[SET EXERCISE]:
Copy the data below exactly, omitting any picture it contains.

begin DATASET CONTENT

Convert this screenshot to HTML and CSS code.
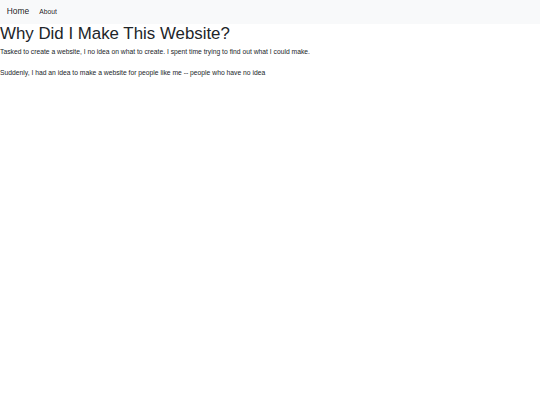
FILE: index.html
```html
<!DOCTYPE html>
<html lang="en">

<head>
    <meta charset="UTF-8">
    <meta name="viewport" content="width=device-width, initial-scale=1.0">
    <title>Why Did I Make This Website?</title>
    <link rel="stylesheet" href="styles.css">
</head>

<body>
    <nav class="navbar">
        <a class="navbar-brand" href="#">Home</a>
        <ul class="navbar-nav">
            <li class="nav-item"><a class="nav-link" href="#">About</a></li>
        </ul>
    </nav>

    <h1 class="title">Why Did I Make This Website?</h1>
    <p class="text">Tasked to create a website, I no idea on what to create. I spent time trying to find out what I could make.</p>
    <p class="text">Suddenly, I had an idea to make a website for people like me -- people who have no idea</p>
</body>

</html>
```
FILE: styles.css
```css
body {
    margin: 0;
    font-family: "Liberation Sans", Arial, sans-serif;
    font-size: 6.75px;
    line-height: 1.5;
    color: #212529;
    background-color: #fff;
}

.navbar {
    display: flex;
    align-items: center;
    padding: 3.375px 6.75px;
    background-color: #f8f9fa;
}

.navbar-brand {
    padding: 2.11px 0;
    margin-right: 6.75px;
    font-size: 8.4375px;
    line-height: 1.5;
    color: rgba(0, 0, 0, 0.9);
    text-decoration: none;
}

.navbar-nav {
    display: flex;
    margin: 0;
    padding: 0;
    list-style: none;
}

.nav-link {
    display: block;
    padding: 3.375px;
    color: rgba(0, 0, 0, 0.9);
    text-decoration: none;
}

.title {
    margin: 0 0 3.375px;
    font-size: 16.875px;
    font-weight: 500;
    line-height: 1.2;
}

.text {
    margin: 0 0 10.125px;
}
```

end DATASET CONTENT

[THE OUTPUT]:
Convert this screenshot to HTML and CSS code.
FILE: index.html
```html
<!DOCTYPE html>
<html lang="en">

<head>
    <meta charset="UTF-8">
    <meta name="viewport" content="width=device-width, initial-scale=1.0">
    <title>Why Did I Make This Website?</title>
    <link rel="stylesheet" href="styles.css">
</head>

<body>
    <nav class="navbar">
        <a class="navbar-brand" href="#">Home</a>
        <ul class="navbar-nav">
            <li class="nav-item"><a class="nav-link" href="#">About</a></li>
        </ul>
    </nav>

    <h1 class="title">Why Did I Make This Website?</h1>
    <p class="text">Tasked to create a website, I no idea on what to create. I spent time trying to find out what I could make.</p>
    <p class="text">Suddenly, I had an idea to make a website for people like me -- people who have no idea</p>
</body>

</html>
```
FILE: styles.css
```css
body {
    margin: 0;
    font-family: "Liberation Sans", Arial, sans-serif;
    font-size: 6.75px;
    line-height: 1.5;
    color: #212529;
    background-color: #fff;
}

.navbar {
    display: flex;
    align-items: center;
    padding: 3.375px 6.75px;
    background-color: #f8f9fa;
}

.navbar-brand {
    padding: 2.11px 0;
    margin-right: 6.75px;
    font-size: 8.4375px;
    line-height: 1.5;
    color: rgba(0, 0, 0, 0.9);
    text-decoration: none;
}

.navbar-nav {
    display: flex;
    margin: 0;
    padding: 0;
    list-style: none;
}

.nav-link {
    display: block;
    padding: 3.375px;
    color: rgba(0, 0, 0, 0.9);
    text-decoration: none;
}

.title {
    margin: 0 0 3.375px;
    font-size: 16.875px;
    font-weight: 500;
    line-height: 1.2;
}

.text {
    margin: 0 0 10.125px;
}
```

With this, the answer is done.